Transcribe the listing verbatim. Do not carry over any pictures.

▶ Data extract
BEGIN

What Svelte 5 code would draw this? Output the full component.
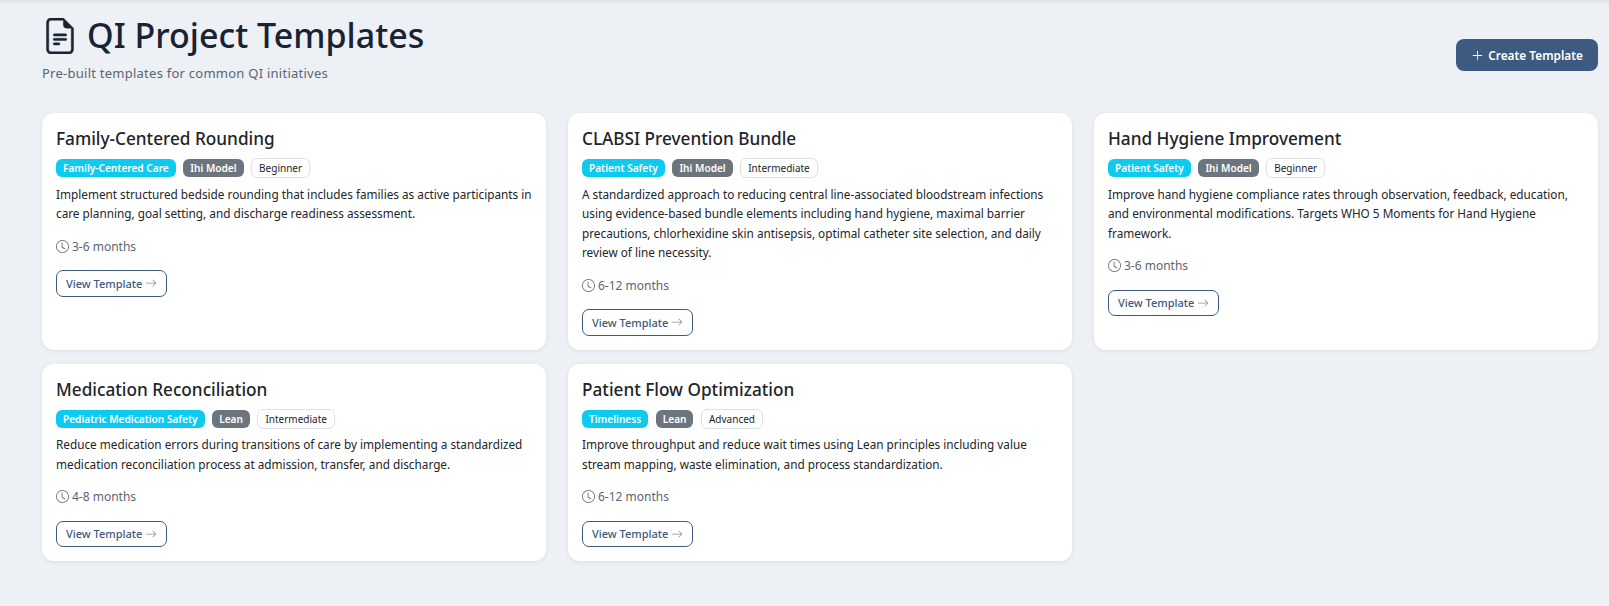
<script>
  const templates = [
    {
      title: 'Family-Centered Rounding',
      category: 'Family-Centered Care',
      method: 'Ihi Model',
      level: 'Beginner',
      description:
        'Implement structured bedside rounding that includes families as active participants in care planning, goal setting, and discharge readiness assessment.',
      duration: '3-6 months'
    },
    {
      title: 'CLABSI Prevention Bundle',
      category: 'Patient Safety',
      method: 'Ihi Model',
      level: 'Intermediate',
      description:
        'A standardized approach to reducing central line-associated bloodstream infections using evidence-based bundle elements including hand hygiene, maximal barrier precautions, chlorhexidine skin antisepsis, optimal catheter site selection, and daily review of line necessity.',
      duration: '6-12 months'
    },
    {
      title: 'Hand Hygiene Improvement',
      category: 'Patient Safety',
      method: 'Ihi Model',
      level: 'Beginner',
      description:
        'Improve hand hygiene compliance rates through observation, feedback, education, and environmental modifications. Targets WHO 5 Moments for Hand Hygiene framework.',
      duration: '3-6 months'
    },
    {
      title: 'Medication Reconciliation',
      category: 'Pediatric Medication Safety',
      method: 'Lean',
      level: 'Intermediate',
      description:
        'Reduce medication errors during transitions of care by implementing a standardized medication reconciliation process at admission, transfer, and discharge.',
      duration: '4-8 months'
    },
    {
      title: 'Patient Flow Optimization',
      category: 'Timeliness',
      method: 'Lean',
      level: 'Advanced',
      description:
        'Improve throughput and reduce wait times using Lean principles including value stream mapping, waste elimination, and process standardization.',
      duration: '6-12 months'
    }
  ];
</script>

<div class="page">
  <header class="head">
    <div>
      <h1>
        <svg class="doc" viewBox="0 0 16 16" fill="currentColor" stroke="currentColor" stroke-width="0.2" aria-hidden="true">
          <path d="M5 7.5a.5.5 0 0 1 .5-.5h5a.5.5 0 0 1 0 1h-5a.5.5 0 0 1-.5-.5zm0 2a.5.5 0 0 1 .5-.5h5a.5.5 0 0 1 0 1h-5a.5.5 0 0 1-.5-.5zm0 2a.5.5 0 0 1 .5-.5h2a.5.5 0 0 1 0 1h-2a.5.5 0 0 1-.5-.5z" />
          <path d="M9.5 0H4a2 2 0 0 0-2 2v12a2 2 0 0 0 2 2h8a2 2 0 0 0 2-2V4.5L9.5 0zm0 1v2A1.5 1.5 0 0 0 11 4.5h2V14a1 1 0 0 1-1 1H4a1 1 0 0 1-1-1V2a1 1 0 0 1 1-1h5.5z" />
        </svg>
        QI Project Templates
      </h1>
      <p class="sub">Pre-built templates for common QI initiatives</p>
    </div>
    <button class="create">
      <svg viewBox="0 0 16 16" fill="currentColor" aria-hidden="true">
        <path d="M8 2a.5.5 0 0 1 .5.5v5h5a.5.5 0 0 1 0 1h-5v5a.5.5 0 0 1-1 0v-5h-5a.5.5 0 0 1 0-1h5v-5A.5.5 0 0 1 8 2z" />
      </svg>
      Create Template
    </button>
  </header>

  <div class="grid">
    {#each templates as t}
      <div class="card">
        <h2>{t.title}</h2>
        <div class="badges">
          <span class="badge cat">{t.category}</span>
          <span class="badge method">{t.method}</span>
          <span class="badge level">{t.level}</span>
        </div>
        <p class="desc">{t.description}</p>
        <div class="duration">
          <svg viewBox="0 0 16 16" fill="currentColor" aria-hidden="true">
            <path d="M8 3.5a.5.5 0 0 0-1 0V9a.5.5 0 0 0 .25.43l3.5 2a.5.5 0 0 0 .5-.86L8 8.71V3.5z" />
            <path d="M8 16A8 8 0 1 0 8 0a8 8 0 0 0 0 16zm7-8A7 7 0 1 1 1 8a7 7 0 0 1 14 0z" />
          </svg>
          {t.duration}
        </div>
        <button class="view">
          View Template
          <svg viewBox="0 0 16 16" fill="currentColor" aria-hidden="true">
            <path fill-rule="evenodd" d="M1 8a.5.5 0 0 1 .5-.5h11.79l-3.15-3.15a.5.5 0 0 1 .71-.71l4 4a.5.5 0 0 1 0 .71l-4 4a.5.5 0 0 1-.71-.71L13.29 8.5H1.5A.5.5 0 0 1 1 8z" />
          </svg>
        </button>
      </div>
    {/each}
  </div>
</div>

<style>
  :global(body) {
    margin: 0;
    background: #edf0f5;
    font-family: "Noto Sans", "Open Sans", sans-serif;
    color: #212529;
  }
  .page {
    height: 606px;
    box-sizing: border-box;
    padding: 9px 11px 0 42px;
    box-shadow: inset 0 6px 6px -6px rgba(0, 0, 0, 0.12);
  }
  .head {
    display: flex;
    justify-content: space-between;
    align-items: center;
    margin-bottom: 30px;
  }
  h1 {
    margin: 0;
    display: flex;
    align-items: center;
    gap: 9px;
    font-size: 34px;
    font-weight: 500;
    line-height: 53px;
    color: #1a2332;
  }
  .doc {
    width: 36px;
    height: 36px;
  }
  .sub {
    margin: 1px 0 0;
    font-size: 13px;
    letter-spacing: 0.25px;
    color: #5c6573;
    line-height: 20px;
  }
  .create {
    display: flex;
    align-items: center;
    gap: 4px;
    height: 32px;
    margin-top: 18px;
    padding: 0 15px;
    background: #3d5a80;
    color: #fff;
    border: none;
    border-radius: 8px;
    font: 600 11.85px "Noto Sans", sans-serif;
  }
  .create svg {
    width: 13px;
    height: 13px;
  }
  .grid {
    display: grid;
    grid-template-columns: repeat(3, 1fr);
    column-gap: 22px;
    row-gap: 14px;
  }
  .card {
    background: #fff;
    border-radius: 12px;
    padding: 14px;
    box-shadow: 0 1px 4px rgba(0, 0, 0, 0.08);
  }
  h2 {
    margin: 0 0 7px;
    font-size: 17.2px;
    font-weight: 500;
    line-height: 24px;
    color: #212529;
  }
  .badges {
    display: flex;
    align-items: center;
    gap: 7.5px;
    margin-bottom: 6.5px;
  }
  .badge {
    font-size: 10.1px;
    line-height: 18px;
    padding: 0 7px;
    border-radius: 6px;
    font-weight: 600;
  }
  .cat {
    background: #0dcaf0;
    color: #fff;
  }
  .method {
    background: #6c757d;
    color: #fff;
  }
  .level {
    background: #fff;
    color: #212529;
    border: 1px solid #dee2e6;
    font-size: 10px;
    font-weight: 400;
  }
  .desc {
    margin: 0 0 13px;
    font-size: 11.78px;
    line-height: 19.5px;
  }
  .duration {
    display: flex;
    align-items: center;
    gap: 3px;
    font-size: 12px;
    line-height: 19.5px;
    color: #5c6573;
    margin-bottom: 14px;
  }
  .duration svg {
    width: 13px;
    height: 13px;
  }
  .view {
    display: inline-flex;
    align-items: center;
    gap: 2.5px;
    height: 26.5px;
    padding: 0 9px;
    background: #fff;
    color: #3d5a80;
    border: 1px solid #3d5a80;
    border-radius: 7px;
    font: 500 11px "Noto Sans", sans-serif;
  }
  .view svg {
    width: 12px;
    height: 12px;
    color: #8a94a3;
  }
</style>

END

▶ Answer below
What Svelte 5 code would draw this? Output the full component.
<script>
  const templates = [
    {
      title: 'Family-Centered Rounding',
      category: 'Family-Centered Care',
      method: 'Ihi Model',
      level: 'Beginner',
      description:
        'Implement structured bedside rounding that includes families as active participants in care planning, goal setting, and discharge readiness assessment.',
      duration: '3-6 months'
    },
    {
      title: 'CLABSI Prevention Bundle',
      category: 'Patient Safety',
      method: 'Ihi Model',
      level: 'Intermediate',
      description:
        'A standardized approach to reducing central line-associated bloodstream infections using evidence-based bundle elements including hand hygiene, maximal barrier precautions, chlorhexidine skin antisepsis, optimal catheter site selection, and daily review of line necessity.',
      duration: '6-12 months'
    },
    {
      title: 'Hand Hygiene Improvement',
      category: 'Patient Safety',
      method: 'Ihi Model',
      level: 'Beginner',
      description:
        'Improve hand hygiene compliance rates through observation, feedback, education, and environmental modifications. Targets WHO 5 Moments for Hand Hygiene framework.',
      duration: '3-6 months'
    },
    {
      title: 'Medication Reconciliation',
      category: 'Pediatric Medication Safety',
      method: 'Lean',
      level: 'Intermediate',
      description:
        'Reduce medication errors during transitions of care by implementing a standardized medication reconciliation process at admission, transfer, and discharge.',
      duration: '4-8 months'
    },
    {
      title: 'Patient Flow Optimization',
      category: 'Timeliness',
      method: 'Lean',
      level: 'Advanced',
      description:
        'Improve throughput and reduce wait times using Lean principles including value stream mapping, waste elimination, and process standardization.',
      duration: '6-12 months'
    }
  ];
</script>

<div class="page">
  <header class="head">
    <div>
      <h1>
        <svg class="doc" viewBox="0 0 16 16" fill="currentColor" stroke="currentColor" stroke-width="0.2" aria-hidden="true">
          <path d="M5 7.5a.5.5 0 0 1 .5-.5h5a.5.5 0 0 1 0 1h-5a.5.5 0 0 1-.5-.5zm0 2a.5.5 0 0 1 .5-.5h5a.5.5 0 0 1 0 1h-5a.5.5 0 0 1-.5-.5zm0 2a.5.5 0 0 1 .5-.5h2a.5.5 0 0 1 0 1h-2a.5.5 0 0 1-.5-.5z" />
          <path d="M9.5 0H4a2 2 0 0 0-2 2v12a2 2 0 0 0 2 2h8a2 2 0 0 0 2-2V4.5L9.5 0zm0 1v2A1.5 1.5 0 0 0 11 4.5h2V14a1 1 0 0 1-1 1H4a1 1 0 0 1-1-1V2a1 1 0 0 1 1-1h5.5z" />
        </svg>
        QI Project Templates
      </h1>
      <p class="sub">Pre-built templates for common QI initiatives</p>
    </div>
    <button class="create">
      <svg viewBox="0 0 16 16" fill="currentColor" aria-hidden="true">
        <path d="M8 2a.5.5 0 0 1 .5.5v5h5a.5.5 0 0 1 0 1h-5v5a.5.5 0 0 1-1 0v-5h-5a.5.5 0 0 1 0-1h5v-5A.5.5 0 0 1 8 2z" />
      </svg>
      Create Template
    </button>
  </header>

  <div class="grid">
    {#each templates as t}
      <div class="card">
        <h2>{t.title}</h2>
        <div class="badges">
          <span class="badge cat">{t.category}</span>
          <span class="badge method">{t.method}</span>
          <span class="badge level">{t.level}</span>
        </div>
        <p class="desc">{t.description}</p>
        <div class="duration">
          <svg viewBox="0 0 16 16" fill="currentColor" aria-hidden="true">
            <path d="M8 3.5a.5.5 0 0 0-1 0V9a.5.5 0 0 0 .25.43l3.5 2a.5.5 0 0 0 .5-.86L8 8.71V3.5z" />
            <path d="M8 16A8 8 0 1 0 8 0a8 8 0 0 0 0 16zm7-8A7 7 0 1 1 1 8a7 7 0 0 1 14 0z" />
          </svg>
          {t.duration}
        </div>
        <button class="view">
          View Template
          <svg viewBox="0 0 16 16" fill="currentColor" aria-hidden="true">
            <path fill-rule="evenodd" d="M1 8a.5.5 0 0 1 .5-.5h11.79l-3.15-3.15a.5.5 0 0 1 .71-.71l4 4a.5.5 0 0 1 0 .71l-4 4a.5.5 0 0 1-.71-.71L13.29 8.5H1.5A.5.5 0 0 1 1 8z" />
          </svg>
        </button>
      </div>
    {/each}
  </div>
</div>

<style>
  :global(body) {
    margin: 0;
    background: #edf0f5;
    font-family: "Noto Sans", "Open Sans", sans-serif;
    color: #212529;
  }
  .page {
    height: 606px;
    box-sizing: border-box;
    padding: 9px 11px 0 42px;
    box-shadow: inset 0 6px 6px -6px rgba(0, 0, 0, 0.12);
  }
  .head {
    display: flex;
    justify-content: space-between;
    align-items: center;
    margin-bottom: 30px;
  }
  h1 {
    margin: 0;
    display: flex;
    align-items: center;
    gap: 9px;
    font-size: 34px;
    font-weight: 500;
    line-height: 53px;
    color: #1a2332;
  }
  .doc {
    width: 36px;
    height: 36px;
  }
  .sub {
    margin: 1px 0 0;
    font-size: 13px;
    letter-spacing: 0.25px;
    color: #5c6573;
    line-height: 20px;
  }
  .create {
    display: flex;
    align-items: center;
    gap: 4px;
    height: 32px;
    margin-top: 18px;
    padding: 0 15px;
    background: #3d5a80;
    color: #fff;
    border: none;
    border-radius: 8px;
    font: 600 11.85px "Noto Sans", sans-serif;
  }
  .create svg {
    width: 13px;
    height: 13px;
  }
  .grid {
    display: grid;
    grid-template-columns: repeat(3, 1fr);
    column-gap: 22px;
    row-gap: 14px;
  }
  .card {
    background: #fff;
    border-radius: 12px;
    padding: 14px;
    box-shadow: 0 1px 4px rgba(0, 0, 0, 0.08);
  }
  h2 {
    margin: 0 0 7px;
    font-size: 17.2px;
    font-weight: 500;
    line-height: 24px;
    color: #212529;
  }
  .badges {
    display: flex;
    align-items: center;
    gap: 7.5px;
    margin-bottom: 6.5px;
  }
  .badge {
    font-size: 10.1px;
    line-height: 18px;
    padding: 0 7px;
    border-radius: 6px;
    font-weight: 600;
  }
  .cat {
    background: #0dcaf0;
    color: #fff;
  }
  .method {
    background: #6c757d;
    color: #fff;
  }
  .level {
    background: #fff;
    color: #212529;
    border: 1px solid #dee2e6;
    font-size: 10px;
    font-weight: 400;
  }
  .desc {
    margin: 0 0 13px;
    font-size: 11.78px;
    line-height: 19.5px;
  }
  .duration {
    display: flex;
    align-items: center;
    gap: 3px;
    font-size: 12px;
    line-height: 19.5px;
    color: #5c6573;
    margin-bottom: 14px;
  }
  .duration svg {
    width: 13px;
    height: 13px;
  }
  .view {
    display: inline-flex;
    align-items: center;
    gap: 2.5px;
    height: 26.5px;
    padding: 0 9px;
    background: #fff;
    color: #3d5a80;
    border: 1px solid #3d5a80;
    border-radius: 7px;
    font: 500 11px "Noto Sans", sans-serif;
  }
  .view svg {
    width: 12px;
    height: 12px;
    color: #8a94a3;
  }
</style>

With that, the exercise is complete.